This Ken Robinson video on TED talks about how education kills creativity. I believe children are born creative, but that creative spirit often dies a slow death from a thousand small cuts of criticism, or suffocates in an airless childhood where no time is allowed to simply be expressive.
Much of my education (and I had a lot of it) was about discipline and rigor – two things that have a high amount of value in the world, which is why parents want these things for their kids. They are keys to being successful in our world. But, just as Sir Robinson says, in our current age of wonder and the future that is coming, kids will need more than just discipline. More than just knowledge. They will need critical thinking skills and creative abilities to craft the solutions to problems that we can only imagine today.
I’m reading If You Want to Write, by Brenda Ueland, and it’s wonderful how she describes creativity as love and generosity – a giving act of the spirit that takes in the world, interprets it, and is driven to share it back out to the rest of humanity.
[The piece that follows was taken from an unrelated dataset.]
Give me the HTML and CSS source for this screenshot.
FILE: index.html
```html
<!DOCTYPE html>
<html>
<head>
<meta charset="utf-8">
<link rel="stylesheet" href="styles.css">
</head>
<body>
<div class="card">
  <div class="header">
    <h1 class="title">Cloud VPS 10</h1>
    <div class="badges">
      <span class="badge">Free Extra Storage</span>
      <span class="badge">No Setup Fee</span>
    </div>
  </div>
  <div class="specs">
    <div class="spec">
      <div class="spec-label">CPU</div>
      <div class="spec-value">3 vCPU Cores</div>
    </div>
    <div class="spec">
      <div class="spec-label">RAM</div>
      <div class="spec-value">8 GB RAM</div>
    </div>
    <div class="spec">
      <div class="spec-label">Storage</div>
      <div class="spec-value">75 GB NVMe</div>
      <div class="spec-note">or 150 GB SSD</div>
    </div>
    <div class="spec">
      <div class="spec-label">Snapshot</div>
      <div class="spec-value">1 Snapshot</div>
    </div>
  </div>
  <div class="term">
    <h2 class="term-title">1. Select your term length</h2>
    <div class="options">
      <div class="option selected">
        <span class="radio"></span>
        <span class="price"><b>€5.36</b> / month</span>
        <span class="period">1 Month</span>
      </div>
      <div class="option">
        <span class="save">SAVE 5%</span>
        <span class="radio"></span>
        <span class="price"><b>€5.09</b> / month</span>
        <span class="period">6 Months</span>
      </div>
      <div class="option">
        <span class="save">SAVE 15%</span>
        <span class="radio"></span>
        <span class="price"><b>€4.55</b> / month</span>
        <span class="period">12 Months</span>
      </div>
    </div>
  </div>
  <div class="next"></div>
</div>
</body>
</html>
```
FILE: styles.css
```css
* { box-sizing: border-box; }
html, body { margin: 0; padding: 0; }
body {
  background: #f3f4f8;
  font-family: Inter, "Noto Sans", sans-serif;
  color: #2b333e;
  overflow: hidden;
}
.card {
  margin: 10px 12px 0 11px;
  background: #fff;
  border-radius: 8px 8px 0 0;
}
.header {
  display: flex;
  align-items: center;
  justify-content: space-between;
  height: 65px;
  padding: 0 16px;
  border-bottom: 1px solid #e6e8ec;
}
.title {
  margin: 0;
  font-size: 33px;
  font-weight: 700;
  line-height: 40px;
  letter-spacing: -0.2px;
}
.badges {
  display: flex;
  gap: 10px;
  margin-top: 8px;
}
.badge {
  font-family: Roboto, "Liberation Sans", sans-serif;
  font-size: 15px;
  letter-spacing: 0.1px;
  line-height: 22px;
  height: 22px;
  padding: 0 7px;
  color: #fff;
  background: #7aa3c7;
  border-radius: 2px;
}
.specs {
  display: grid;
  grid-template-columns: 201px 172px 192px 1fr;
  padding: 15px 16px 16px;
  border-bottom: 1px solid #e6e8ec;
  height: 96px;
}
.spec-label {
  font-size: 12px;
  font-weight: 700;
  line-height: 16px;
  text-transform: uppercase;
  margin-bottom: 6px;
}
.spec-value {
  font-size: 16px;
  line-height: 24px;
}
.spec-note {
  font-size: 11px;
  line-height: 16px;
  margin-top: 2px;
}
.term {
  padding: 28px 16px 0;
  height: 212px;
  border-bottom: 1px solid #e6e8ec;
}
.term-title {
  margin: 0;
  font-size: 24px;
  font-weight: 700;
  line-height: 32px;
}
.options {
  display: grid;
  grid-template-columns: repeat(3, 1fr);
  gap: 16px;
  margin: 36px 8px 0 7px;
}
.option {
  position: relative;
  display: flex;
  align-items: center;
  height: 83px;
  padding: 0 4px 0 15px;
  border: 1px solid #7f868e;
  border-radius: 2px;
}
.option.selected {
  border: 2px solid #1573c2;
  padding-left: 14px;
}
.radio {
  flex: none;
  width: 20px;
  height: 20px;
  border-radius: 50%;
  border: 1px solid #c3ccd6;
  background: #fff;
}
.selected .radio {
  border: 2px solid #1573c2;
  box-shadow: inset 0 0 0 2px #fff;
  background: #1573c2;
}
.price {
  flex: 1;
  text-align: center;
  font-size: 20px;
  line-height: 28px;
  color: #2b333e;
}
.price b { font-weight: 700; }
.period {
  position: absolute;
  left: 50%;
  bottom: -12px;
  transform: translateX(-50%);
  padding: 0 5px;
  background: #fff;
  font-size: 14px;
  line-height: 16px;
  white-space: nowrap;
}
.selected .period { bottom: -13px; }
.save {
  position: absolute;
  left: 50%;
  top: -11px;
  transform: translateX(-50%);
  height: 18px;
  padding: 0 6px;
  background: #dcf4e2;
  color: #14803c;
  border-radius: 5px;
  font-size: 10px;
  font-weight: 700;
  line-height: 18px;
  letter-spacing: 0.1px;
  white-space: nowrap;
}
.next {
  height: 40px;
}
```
She talks about how this creative expression is a fundamental part of who we are, and who we’re supposed to be in the world.
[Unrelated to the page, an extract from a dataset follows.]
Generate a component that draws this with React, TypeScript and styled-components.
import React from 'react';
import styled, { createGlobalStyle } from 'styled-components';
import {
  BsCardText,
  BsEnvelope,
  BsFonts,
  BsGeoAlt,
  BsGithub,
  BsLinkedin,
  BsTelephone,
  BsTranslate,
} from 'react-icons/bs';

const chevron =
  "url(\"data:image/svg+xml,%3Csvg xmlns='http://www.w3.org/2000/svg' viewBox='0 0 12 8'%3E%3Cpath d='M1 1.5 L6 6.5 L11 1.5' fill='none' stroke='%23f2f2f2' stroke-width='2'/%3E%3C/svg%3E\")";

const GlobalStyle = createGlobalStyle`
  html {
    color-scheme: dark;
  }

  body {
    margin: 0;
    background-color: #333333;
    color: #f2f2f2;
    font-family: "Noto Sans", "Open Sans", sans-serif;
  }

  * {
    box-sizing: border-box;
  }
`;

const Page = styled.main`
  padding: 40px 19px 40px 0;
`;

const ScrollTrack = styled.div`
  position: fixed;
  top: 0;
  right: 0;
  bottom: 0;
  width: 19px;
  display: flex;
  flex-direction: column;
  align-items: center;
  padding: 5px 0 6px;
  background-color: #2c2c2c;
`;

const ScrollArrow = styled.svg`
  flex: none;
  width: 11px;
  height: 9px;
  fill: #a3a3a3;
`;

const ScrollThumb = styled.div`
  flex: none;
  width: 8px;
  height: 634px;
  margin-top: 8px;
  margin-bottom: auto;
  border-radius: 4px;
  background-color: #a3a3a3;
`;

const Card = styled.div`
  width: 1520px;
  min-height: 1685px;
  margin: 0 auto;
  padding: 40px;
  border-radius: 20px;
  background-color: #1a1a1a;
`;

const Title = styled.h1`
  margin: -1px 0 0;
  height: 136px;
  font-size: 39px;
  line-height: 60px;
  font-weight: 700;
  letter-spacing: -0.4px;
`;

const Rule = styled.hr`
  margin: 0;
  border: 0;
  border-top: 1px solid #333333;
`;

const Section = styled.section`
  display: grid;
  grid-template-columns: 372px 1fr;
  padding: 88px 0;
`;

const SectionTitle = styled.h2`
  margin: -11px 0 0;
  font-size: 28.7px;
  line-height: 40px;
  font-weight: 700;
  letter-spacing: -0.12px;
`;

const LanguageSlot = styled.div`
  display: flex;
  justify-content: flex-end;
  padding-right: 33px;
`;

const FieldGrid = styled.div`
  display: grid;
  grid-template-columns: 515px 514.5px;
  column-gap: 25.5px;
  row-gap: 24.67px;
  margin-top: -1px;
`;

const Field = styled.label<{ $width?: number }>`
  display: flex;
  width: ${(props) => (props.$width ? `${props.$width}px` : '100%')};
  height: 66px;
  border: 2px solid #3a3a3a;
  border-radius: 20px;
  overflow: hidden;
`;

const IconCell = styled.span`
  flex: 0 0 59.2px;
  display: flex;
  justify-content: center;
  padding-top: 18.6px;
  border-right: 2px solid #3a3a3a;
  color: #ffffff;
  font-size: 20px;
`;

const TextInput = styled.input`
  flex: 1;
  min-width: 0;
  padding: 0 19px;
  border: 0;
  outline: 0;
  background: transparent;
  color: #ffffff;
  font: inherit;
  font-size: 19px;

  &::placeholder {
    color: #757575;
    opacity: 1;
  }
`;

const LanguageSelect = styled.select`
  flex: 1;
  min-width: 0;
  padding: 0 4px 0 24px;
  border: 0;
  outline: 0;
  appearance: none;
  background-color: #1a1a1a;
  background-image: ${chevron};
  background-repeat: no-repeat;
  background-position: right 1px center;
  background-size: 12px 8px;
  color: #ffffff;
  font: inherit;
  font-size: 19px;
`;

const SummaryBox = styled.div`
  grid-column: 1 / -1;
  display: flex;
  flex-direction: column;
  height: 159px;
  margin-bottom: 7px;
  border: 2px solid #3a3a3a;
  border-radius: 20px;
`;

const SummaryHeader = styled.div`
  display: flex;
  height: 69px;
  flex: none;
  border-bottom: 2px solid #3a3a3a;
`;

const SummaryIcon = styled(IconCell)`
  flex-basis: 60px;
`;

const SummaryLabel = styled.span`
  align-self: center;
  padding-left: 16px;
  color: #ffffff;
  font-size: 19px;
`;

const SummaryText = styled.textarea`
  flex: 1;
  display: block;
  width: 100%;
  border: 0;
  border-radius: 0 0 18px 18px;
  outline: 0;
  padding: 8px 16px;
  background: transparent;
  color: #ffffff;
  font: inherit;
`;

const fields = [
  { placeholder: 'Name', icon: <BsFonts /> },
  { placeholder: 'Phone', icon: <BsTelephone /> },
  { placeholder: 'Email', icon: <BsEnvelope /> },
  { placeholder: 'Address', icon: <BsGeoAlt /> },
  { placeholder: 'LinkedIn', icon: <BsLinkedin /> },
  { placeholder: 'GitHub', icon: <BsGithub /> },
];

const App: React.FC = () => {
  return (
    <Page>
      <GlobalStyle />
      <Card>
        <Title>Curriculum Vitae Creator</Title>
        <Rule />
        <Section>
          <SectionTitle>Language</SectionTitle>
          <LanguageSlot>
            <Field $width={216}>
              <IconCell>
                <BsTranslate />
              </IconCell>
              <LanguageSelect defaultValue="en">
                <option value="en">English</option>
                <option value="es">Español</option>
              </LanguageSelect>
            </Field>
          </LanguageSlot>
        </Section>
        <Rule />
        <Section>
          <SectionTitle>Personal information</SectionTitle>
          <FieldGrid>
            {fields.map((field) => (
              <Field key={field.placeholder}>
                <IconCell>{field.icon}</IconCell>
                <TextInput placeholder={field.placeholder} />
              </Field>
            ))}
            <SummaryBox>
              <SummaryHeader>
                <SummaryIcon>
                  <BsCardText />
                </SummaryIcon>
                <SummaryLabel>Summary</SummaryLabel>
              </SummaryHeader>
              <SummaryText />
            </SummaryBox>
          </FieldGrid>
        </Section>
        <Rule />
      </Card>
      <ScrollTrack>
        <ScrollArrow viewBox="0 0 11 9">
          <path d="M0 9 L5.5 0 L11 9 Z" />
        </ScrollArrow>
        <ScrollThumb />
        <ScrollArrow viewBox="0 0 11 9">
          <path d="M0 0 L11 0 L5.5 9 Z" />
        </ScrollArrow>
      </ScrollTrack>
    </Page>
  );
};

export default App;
Near the end of my Ph.D. research, when I was at the heights of the mania that a single-purpose-driven project can bring, I distinctly remember proclaiming, “But I am MORE than this! I am a poet!” The dazed laboratory technician caught in my moment surely thought I was insane. Even I thought I was crazy, finally succumbing to the overload and stress that a dissertation inflicts on you. Because heaven knew I hadn’t written any poetry since I was a child, and then it was undoubtedly bad. But I was expressing a truth in the only way my creativity-starved mind could at the time. A self-declaration: I am MORE than this one limited aspect of my being!*
Embrace the MORE within you. Let it grow and breathe in your children, the small ones who haven’t been on the earth long enough to forget that they are BOUNDLESS. Allow yourself to create freely, and work and strive and achieve in the pursuit of that creative expression. It is not folly or imprudence or egotism, although creative people are not immune to foolishness or self-importance. Ueland also admonishes us to remember that creating Art is not simple or easy, not without hard work and striving and discipline. Van Gogh did not declare himself an Artiste, holding himself separate and above the world. This is pretentiousness. Instead, he so loved the world that he breathed it in, created his vision, and then painstakingly rendered it and sent it forth again into the world.
This is how creativity lives.
How do you nourish your creative spirit?
*Note: I strongly believe that creativity can be found in all pursuits, not just the arts. Even in Ph.D. research, although it may not have appeared so, to me, at the time.